The International Criminal Court overturned Veselin Sljivancanin's conviction for the murder of people who had taken refuge in a hospital during Croatia's independence war, but imposed a higher sentence for a torture conviction.

Sljivancanin, 57, was convicted of torture in September 2007 and sentenced to five years in jail.

In May 2009 this was increased to 17 years in jail on appeal when he was also convicted of murder.

Judge Theodor Meron quashed the second conviction after new evidence was presented to the court, in a first for The Hague-based court established in 1993.

"The Appeals Chamber vacates the additional conviction for murder," Meron said.

He imposed a new sentence of 10 years for torture, saying the initial five-year sentence "did not adequately reflect the level of gravity of these crimes".

The charges relate to the massacre of about 200 Croat and non-Serb men who were among hundreds of people who had taken refuge at a hospital when Vukovar came under siege by Serb forces at the start of the 1991-1995 war.

The 200 were taken from the hospital and meant to be exchanged with Serbian prisoners of war.

They were however locked into a hangar at Ovcara, close to the town, and beaten and killed by Serb paramilitary forces and self-defence units in November 1991.

Their bodies were thrown into a mass grave. It was the worst massacre of the conflict.

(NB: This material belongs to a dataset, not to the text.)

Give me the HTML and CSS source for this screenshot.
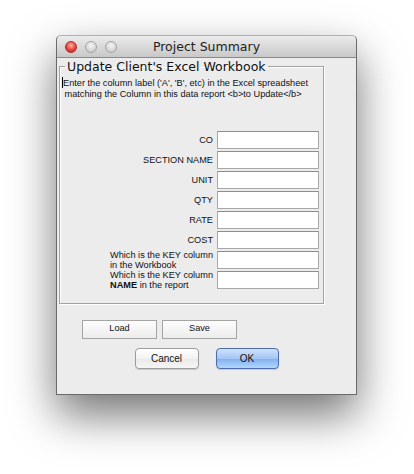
FILE: index.html
```html
<!DOCTYPE html>
<html lang="en">
  <head>
    <meta charset="UTF-8" />
    <meta name="viewport" content="width=device-width, initial-scale=1.0" />
    <title>Project Summary</title>
    <link rel="stylesheet" href="styles.css">
  </head>
  <body>
    <div class="window">
      <div class="titlebar">
        <div class="lights">
          <span class="light red"></span>
          <span class="light"></span>
          <span class="light"></span>
        </div>
        <div class="title">Project Summary</div>
        <div></div>
      </div>

      <div class="content">
        <fieldset class="group">
          <legend>Update Client's Excel Workbook</legend>
          <p class="intro"><span class="caret"></span>Enter the column label ('A', 'B', etc) in the Excel spreadsheet<br> matching the Column in this data report &lt;b&gt;to Update&lt;/b&gt;</p>

          <div class="fields">
            <label>CO</label><input type="text">
            <label>SECTION NAME</label><input type="text">
            <label>UNIT</label><input type="text">
            <label>QTY</label><input type="text">
            <label>RATE</label><input type="text">
            <label>COST</label><input type="text">
            <label class="multi">Which is the KEY column<br>in the Workbook</label><input type="text">
            <label class="multi">Which is the KEY column<br><b>NAME</b> in the report</label><input type="text">
          </div>
        </fieldset>

        <div class="file-buttons">
          <button class="square">Load</button>
          <button class="square">Save</button>
        </div>

        <div class="dialog-buttons">
          <button class="push">Cancel</button>
          <button class="push primary">OK</button>
        </div>
      </div>
    </div>
  </body>
</html>
```

FILE: styles.css
```css
html {
  background-color: #fff;
}

body {
  margin: 0;
  min-height: 474px;
  padding-bottom: 1px;
  font-family: "Liberation Sans", Arial, sans-serif;
  color: #000;
}

.window {
  width: 301px;
  margin: 35px 0 0 56px;
  background-color: #ececec;
  border: 1px solid #6a6a6a;
  border-top-color: #b0b0b0;
  border-radius: 5px 5px 0 0;
  box-shadow: 0 20px 45px rgba(0, 0, 0, 0.55);
  box-sizing: border-box;
}

.titlebar {
  display: grid;
  grid-template-columns: 1fr auto 1fr;
  align-items: center;
  height: 21px;
  background: linear-gradient(#ebebeb, #c8c8c8);
  border-bottom: 1px solid #8a8a8a;
  border-radius: 5px 5px 0 0;
}

.lights {
  display: flex;
  gap: 8px;
  padding-left: 8px;
}

.light {
  width: 12px;
  height: 12px;
  border-radius: 50%;
  box-sizing: border-box;
  border: 1px solid #a3a3a3;
  background: radial-gradient(circle at 50% 35%, #f4f4f4, #d2d2d2 70%, #bdbdbd);
}

.light.red {
  border-color: #a8302e;
  background: radial-gradient(circle at 50% 35%, #ffb5a8, #e8413b 55%, #b8201c);
}

.title {
  font-family: "DejaVu Sans", sans-serif;
  font-size: 12.5px;
  color: #222;
}

.content {
  padding: 1px 0 25px 0;
}

.group {
  width: 265px;
  box-sizing: border-box;
  margin: 0 0 0 2px;
  padding: 0 4px 14px 2px;
  border: 1px solid #a2a2a2;
  box-shadow: 1px 1px 0 #fff, inset 1px 1px 0 #fff;
  min-width: 0;
}

.group legend {
  font-family: "DejaVu Sans", sans-serif;
  font-size: 12.5px;
  line-height: 15px;
  margin-left: 3px;
  padding: 0 2px;
  color: #111;
}

.intro {
  margin: 3px 0 0 0;
  font-size: 9.2px;
  line-height: 11px;
  white-space: pre;
  color: #111;
}

.caret {
  display: inline-block;
  width: 0;
  height: 11px;
  border-left: 1px solid #000;
  vertical-align: -2px;
}

.fields {
  display: grid;
  grid-template-columns: auto 102px;
  grid-auto-rows: 18px;
  justify-content: end;
  align-items: center;
  column-gap: 4px;
  row-gap: 2px;
  margin-top: 31px;
}

.fields label {
  justify-self: end;
  font-size: 9.2px;
  line-height: 10px;
  color: #111;
}

.fields label.multi {
  justify-self: start;
}

.fields input {
  height: 18px;
  margin: 0;
  padding: 0 3px;
  box-sizing: border-box;
  border: 1px solid #a8a8a8;
  border-top-color: #8e8e8e;
  background-color: #fff;
  font-size: 10px;
}

.file-buttons {
  display: flex;
  gap: 5px;
  margin: 16px 0 0 25px;
}

.square {
  width: 75px;
  height: 19px;
  padding: 0 0 3px 0;
  border: 1px solid #a4a4a4;
  background: linear-gradient(#fdfdfd, #ececec);
  font-family: "Liberation Sans", Arial, sans-serif;
  font-size: 9.2px;
  color: #111;
}

.dialog-buttons {
  display: flex;
  justify-content: center;
  gap: 17px;
  margin-top: 9px;
}

.push {
  width: 64px;
  height: 21px;
  padding: 0;
  border: 1px solid #9c9c9c;
  border-radius: 4px;
  background: linear-gradient(#ffffff, #f3f3f3 50%, #e9e9e9 51%, #f6f6f6);
  box-shadow: 0 1px 1px rgba(0, 0, 0, 0.15);
  font-family: "Liberation Sans", Arial, sans-serif;
  font-size: 10px;
  color: #111;
}

.push.primary {
  width: 63px;
  border-color: #4d6ca8;
  background: linear-gradient(#cfe1fb, #a4c6f4 50%, #7fb0f0 51%, #b3d6fb);
}
```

Vukovar was besieged for three months, during which more than 1,100 people died and the town virtually razed, making it one of the deadliest incidents of the war. It fell in November 1991.

Sljivancanin's defence presented as new evidence testimony from a former Yugoslav People's Army general that partially exonerated him.

Ex-general Miodrag Panic told the court on June 3 that Sljivancanin had not received an order to remove the Yugoslav People's Army troops who had been in charge of guarding the men who were later taken away and killed.

In reaction to the new jail term for torture, defence lawyer Novak Lukic told AFP, "Ten years is maybe a little bit big."

And in Croatia, the ruling provoked anger among Vukovar survivors.

"For crimes that he had committed in Vukovar, notably at Ovcara, he should have been jailed for life. I'm outraged," Vesna Bosanac, current and wartime head of the Vukovar hospital, said quoted by HINA news agency.

"The Hague(-based) tribunal has showed again that it is not just a tribunal," she added.

Danijel Rehak, the head of an association of Croatian detainees in Serb wartime camps, said that the "shock of families whose beloved ones were killed at Ovcara is unimaginable."

Rehak stressed that the court "made a crucial mistake by accepting a statement of a JNA officer to whom Sljivancanin was a commander. I cannot understand that."

President Ivo Josipovic warned in a statement that "regardless of Sljivancanin's sentence... those who have ordered crimes in Vukovar have not been punished yet."

Josipovic said he expected "that although now already late, those who have ordered horrible crimes in Vukovar and other massacre sites will be justly punished eventually."